Time: Halfway through "Madame Spy," or spuriously 1916.

Place: at R.K.O. Keith's, Boston, or Vienna at noon.

Properties: A taxicab, a movie star, another movie star of the opposite sex.

She: (learning back on the cushions of the rear seat exhaustedly) Here is the map. The window is the grilled window on the second floor.

He: (driving the taxi, for the drives the taxi) Where are the papers? Do you know where the papers are?

She: In the cabinet at the rear; Captain Weber has the key.

He: (minatory) You must get that key!

She: (like a lay-figure having hysterics) Oh, my God, no! Everything that you have asked I have done, but I can't do this, I simply can't!

He (superimposing a sneer upon his menacing demeanour) You have fallen in love with that Austrian--(gargling the--). But you have sworn the oath with us!

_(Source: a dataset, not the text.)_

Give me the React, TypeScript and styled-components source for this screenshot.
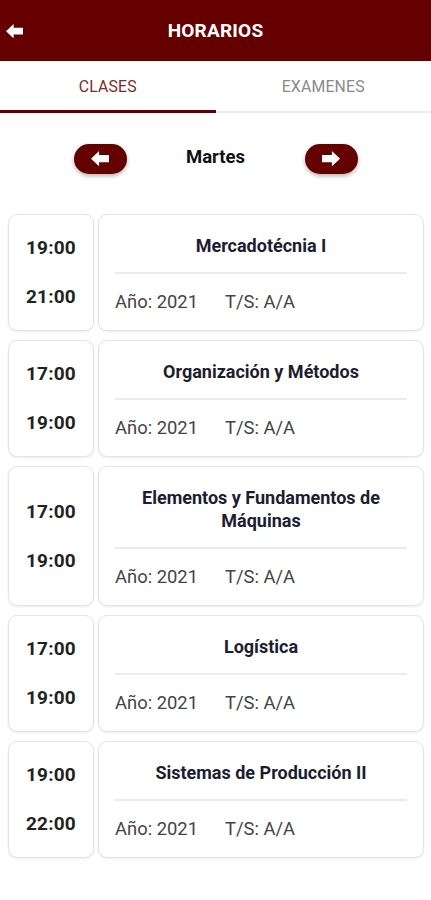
import React from "react";
import styled, { createGlobalStyle } from "styled-components";

const Global = createGlobalStyle`
  html, body { margin: 0; padding: 0; background: #fff; }
  body { font-family: Roboto, "Noto Sans", "Liberation Sans", sans-serif; }
  * { box-sizing: border-box; }
`;

const MAROON = "#640000";

const Page = styled.div`
  width: 431px;
  min-height: 900px;
  background: #fff;
`;

const Header = styled.header`
  height: 61px;
  background: ${MAROON};
  display: grid;
  grid-template-columns: 48px 1fr 48px;
  align-items: center;
`;

const BackBtn = styled.div`
  display: flex;
  align-items: center;
  padding-left: 6px;
  padding-top: 1px;
`;

const Title = styled.h1`
  margin: 0;
  text-align: center;
  color: #fff;
  font-size: 19px;
  font-weight: 700;
  letter-spacing: 0.2px;
`;

const Tabs = styled.div`
  display: flex;
  height: 52px;
  border-bottom: 2px solid #ececec;
`;

const Tab = styled.div<{ $active?: boolean }>`
  flex: 1;
  display: flex;
  align-items: center;
  justify-content: center;
  font-size: 15.8px;
  letter-spacing: 0.2px;
  color: ${(p) => (p.$active ? "#7d2b2b" : "#8a8a8a")};
  border-bottom: 3px solid ${(p) => (p.$active ? MAROON : "transparent")};
  margin-bottom: -2px;
  padding-top: 1px;
`;

const DayNav = styled.div`
  display: flex;
  align-items: center;
  justify-content: center;
  padding: 31px 0 40px;
`;

const NavBtn = styled.div`
  width: 53px;
  height: 30px;
  border-radius: 15px;
  background: ${MAROON};
  display: flex;
  align-items: center;
  justify-content: center;
  box-shadow: 0 2px 4px rgba(0, 0, 0, 0.3);
`;

const DayLabel = styled.div`
  width: 178px;
  text-align: center;
  font-size: 18.5px;
  font-weight: 700;
  color: #111;
  margin-top: -4px;
`;

const List = styled.div`
  display: flex;
  flex-direction: column;
  gap: 9px;
  padding: 0 7px 0 8px;
`;

const Row = styled.div`
  display: flex;
  gap: 4px;
`;

const Card = styled.div`
  background: #fff;
  border: 1px solid #e4e4e4;
  border-radius: 9px;
  box-shadow: 0 1px 2px rgba(0, 0, 0, 0.08);
`;

const TimeCard = styled(Card)`
  width: 86px;
  flex-shrink: 0;
  display: flex;
  flex-direction: column;
  align-items: center;
  justify-content: center;
  gap: 27px;
`;

const Time = styled.div`
  font-size: 19px;
  font-weight: 700;
  color: #222;
  line-height: 22px;
  letter-spacing: 0.2px;
`;

const InfoCard = styled(Card)`
  flex: 1;
  padding: 19px 16px 17px;
`;

const Subject = styled.div`
  text-align: center;
  font-size: 18px;
  font-weight: 700;
  color: #1d1d30;
  line-height: 23px;
  padding: 0 8px;
`;

const Divider = styled.div`
  height: 2px;
  background: #ececec;
  margin: 15px 0 17px;
`;

const Meta = styled.div`
  display: flex;
  gap: 27px;
  font-size: 18.4px;
  color: #444;
  line-height: 22px;
`;

const Arrow = ({ dir, size = 16 }: { dir: "left" | "right"; size?: number }) => (
  <svg
    width={size}
    height={size * 0.85}
    viewBox="0 0 20 17"
    style={{ transform: dir === "right" ? "scaleX(-1)" : undefined }}
  >
    <polygon points="0,8.5 9,0 9,4.5 20,4.5 20,12.5 9,12.5 9,17" fill="#fff" />
  </svg>
);

const classes = [
  { start: "19:00", end: "21:00", name: "Mercadotécnia I" },
  { start: "17:00", end: "19:00", name: "Organización y Métodos" },
  { start: "17:00", end: "19:00", name: "Elementos y Fundamentos de Máquinas" },
  { start: "17:00", end: "19:00", name: "Logística" },
  { start: "19:00", end: "22:00", name: "Sistemas de Producción II" },
];

export default function App() {
  return (
    <Page>
      <Global />
      <Header>
        <BackBtn>
          <Arrow dir="left" size={17} />
        </BackBtn>
        <Title>HORARIOS</Title>
        <div />
      </Header>
      <Tabs>
        <Tab $active>CLASES</Tab>
        <Tab>EXAMENES</Tab>
      </Tabs>
      <DayNav>
        <NavBtn>
          <Arrow dir="left" size={18} />
        </NavBtn>
        <DayLabel>Martes</DayLabel>
        <NavBtn>
          <Arrow dir="right" size={18} />
        </NavBtn>
      </DayNav>
      <List>
        {classes.map((c, i) => (
          <Row key={i}>
            <TimeCard>
              <Time>{c.start}</Time>
              <Time>{c.end}</Time>
            </TimeCard>
            <InfoCard>
              <Subject>{c.name}</Subject>
              <Divider />
              <Meta>
                <span>Año: 2021</span>
                <span>T/S: A/A</span>
              </Meta>
            </InfoCard>
          </Row>
        ))}
      </List>
    </Page>
  );
}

You shall get that key!

She: (All limp and resigned like a prone eggshell) Yes, I will. My God, why must you men wreak this savage destruction?

This transcript of the dialogue from "Madame Spy" is typical, if not literal. What more I could say would be only expansion and review of this damning evidence.

"Harlem on Parade" I liked; among other things it demonstrates that the miscegenation which will solve our soft-pedalled race problem will produce a hybrid people of wit, ingenuity and capability not at all inferior to the smugly haughty pure Americano, and comely to boot. Point for point this black-and-tan show surpasses the usual run of stage filler offered in the movie mosques; this is said with full consciousness that "Harlem on Parade" is in places unduly dull, smutty, and often merely nerve-shattering.